Information shown:

***

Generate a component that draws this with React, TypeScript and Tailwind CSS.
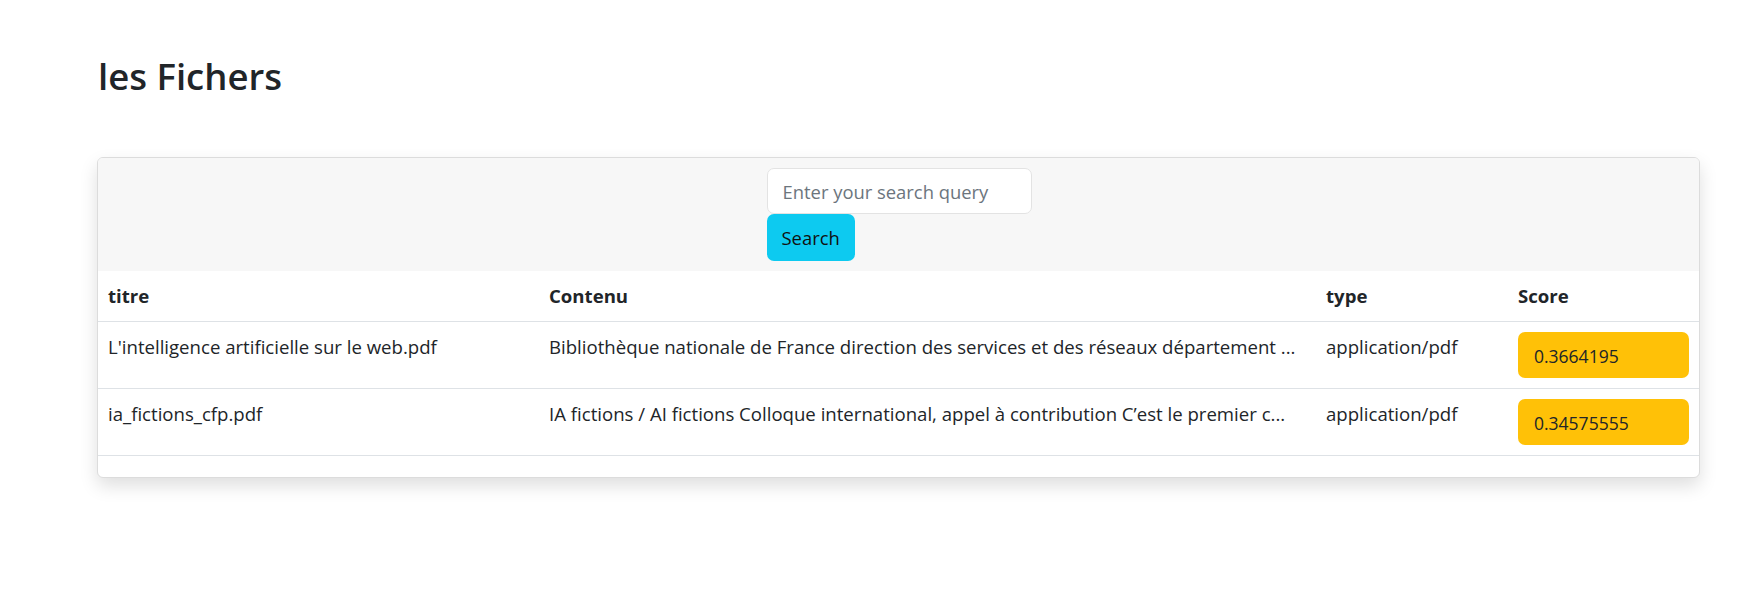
import { useState } from "react";

export default function App() {
  const [query, setQuery] = useState("");

  // Results from the search
  const fichiers = [
    {
      titre: "L'intelligence artificielle sur le web.pdf",
      contenu:
        "Bibliothèque nationale de France direction des services et des réseaux département ...",
      type: "application/pdf",
      score: "0.3664195",
    },
    {
      titre: "ia_fictions_cfp.pdf",
      contenu:
        "IA fictions / AI fictions Colloque international, appel à contribution C’est le premier c...",
      type: "application/pdf",
      score: "0.34575555",
    },
  ];

  return (
    <div className="min-h-[599px] bg-white font-['Open_Sans',sans-serif] text-[#212529]">
      <div className="pl-[97px] pt-[52px]">
        {/* Title */}
        <h1 className="text-[36.5px] leading-[48px] font-semibold pl-[1px]">les Fichers</h1>

        {/* Card */}
        <div className="mt-[57px] w-[1603px] border border-[#dcdcdc] rounded-[6px] shadow-[0_8px_18px_rgba(0,0,0,0.13)] overflow-hidden bg-white pb-[21px]">
          {/* Search header */}
          <div className="bg-[#f7f7f7] flex justify-center pt-[10px] pb-[10px]">
            <div className="flex flex-col items-start pl-[1px]">
              <input
                type="text"
                placeholder="Enter your search query"
                value={query}
                onChange={(e) => setQuery(e.target.value)}
                className="w-[265px] h-[46px] px-[15px] bg-white border border-[#e3e3e3] rounded-[7px] text-[18.4px] outline-none placeholder:text-[#6c757d]"
              />
              <button className="h-[47px] px-[15px] bg-[#0dcaf0] text-[#111] text-[18.4px] rounded-[7px]">
                Search
              </button>
            </div>
          </div>

          {/* Table */}
          <table className="w-full border-collapse text-[18.6px] text-left">
            <thead>
              <tr className="border-b border-[#dee2e6]">
                <th className="w-[441px] px-[10px] py-[10px] font-bold leading-[30px]">titre</th>
                <th className="w-[777px] px-[10px] py-[10px] font-bold leading-[30px]">Contenu</th>
                <th className="w-[192px] px-[10px] py-[10px] font-bold leading-[30px]">type</th>
                <th className="px-[10px] py-[10px] font-bold leading-[30px]">Score</th>
              </tr>
            </thead>
            <tbody>
              {fichiers.map((f, idx) => (
                <tr key={idx} className="border-b border-[#dee2e6] align-top">
                  <td className="px-[10px] py-[10px] leading-[30px]">{f.titre}</td>
                  <td className="px-[10px] py-[10px] leading-[30px] whitespace-nowrap">{f.contenu}</td>
                  <td className="px-[10px] py-[10px] leading-[30px]">{f.type}</td>
                  <td className="px-[10px] py-[10px]">
                    <div className="h-[46px] w-full flex items-center pl-[16px] pt-[3px] bg-[#ffc107] rounded-[7px] text-[17.5px]">
                      {f.score}
                    </div>
                  </td>
                </tr>
              ))}
            </tbody>
          </table>
        </div>
      </div>
    </div>
  );
}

***

Instructions to follow: From the listing, extract all text exactly as given and drop any picture.

The solution:
Generate a component that draws this with React, TypeScript and Tailwind CSS.
import { useState } from "react";

export default function App() {
  const [query, setQuery] = useState("");

  // Results from the search
  const fichiers = [
    {
      titre: "L'intelligence artificielle sur le web.pdf",
      contenu:
        "Bibliothèque nationale de France direction des services et des réseaux département ...",
      type: "application/pdf",
      score: "0.3664195",
    },
    {
      titre: "ia_fictions_cfp.pdf",
      contenu:
        "IA fictions / AI fictions Colloque international, appel à contribution C’est le premier c...",
      type: "application/pdf",
      score: "0.34575555",
    },
  ];

  return (
    <div className="min-h-[599px] bg-white font-['Open_Sans',sans-serif] text-[#212529]">
      <div className="pl-[97px] pt-[52px]">
        {/* Title */}
        <h1 className="text-[36.5px] leading-[48px] font-semibold pl-[1px]">les Fichers</h1>

        {/* Card */}
        <div className="mt-[57px] w-[1603px] border border-[#dcdcdc] rounded-[6px] shadow-[0_8px_18px_rgba(0,0,0,0.13)] overflow-hidden bg-white pb-[21px]">
          {/* Search header */}
          <div className="bg-[#f7f7f7] flex justify-center pt-[10px] pb-[10px]">
            <div className="flex flex-col items-start pl-[1px]">
              <input
                type="text"
                placeholder="Enter your search query"
                value={query}
                onChange={(e) => setQuery(e.target.value)}
                className="w-[265px] h-[46px] px-[15px] bg-white border border-[#e3e3e3] rounded-[7px] text-[18.4px] outline-none placeholder:text-[#6c757d]"
              />
              <button className="h-[47px] px-[15px] bg-[#0dcaf0] text-[#111] text-[18.4px] rounded-[7px]">
                Search
              </button>
            </div>
          </div>

          {/* Table */}
          <table className="w-full border-collapse text-[18.6px] text-left">
            <thead>
              <tr className="border-b border-[#dee2e6]">
                <th className="w-[441px] px-[10px] py-[10px] font-bold leading-[30px]">titre</th>
                <th className="w-[777px] px-[10px] py-[10px] font-bold leading-[30px]">Contenu</th>
                <th className="w-[192px] px-[10px] py-[10px] font-bold leading-[30px]">type</th>
                <th className="px-[10px] py-[10px] font-bold leading-[30px]">Score</th>
              </tr>
            </thead>
            <tbody>
              {fichiers.map((f, idx) => (
                <tr key={idx} className="border-b border-[#dee2e6] align-top">
                  <td className="px-[10px] py-[10px] leading-[30px]">{f.titre}</td>
                  <td className="px-[10px] py-[10px] leading-[30px] whitespace-nowrap">{f.contenu}</td>
                  <td className="px-[10px] py-[10px] leading-[30px]">{f.type}</td>
                  <td className="px-[10px] py-[10px]">
                    <div className="h-[46px] w-full flex items-center pl-[16px] pt-[3px] bg-[#ffc107] rounded-[7px] text-[17.5px]">
                      {f.score}
                    </div>
                  </td>
                </tr>
              ))}
            </tbody>
          </table>
        </div>
      </div>
    </div>
  );
}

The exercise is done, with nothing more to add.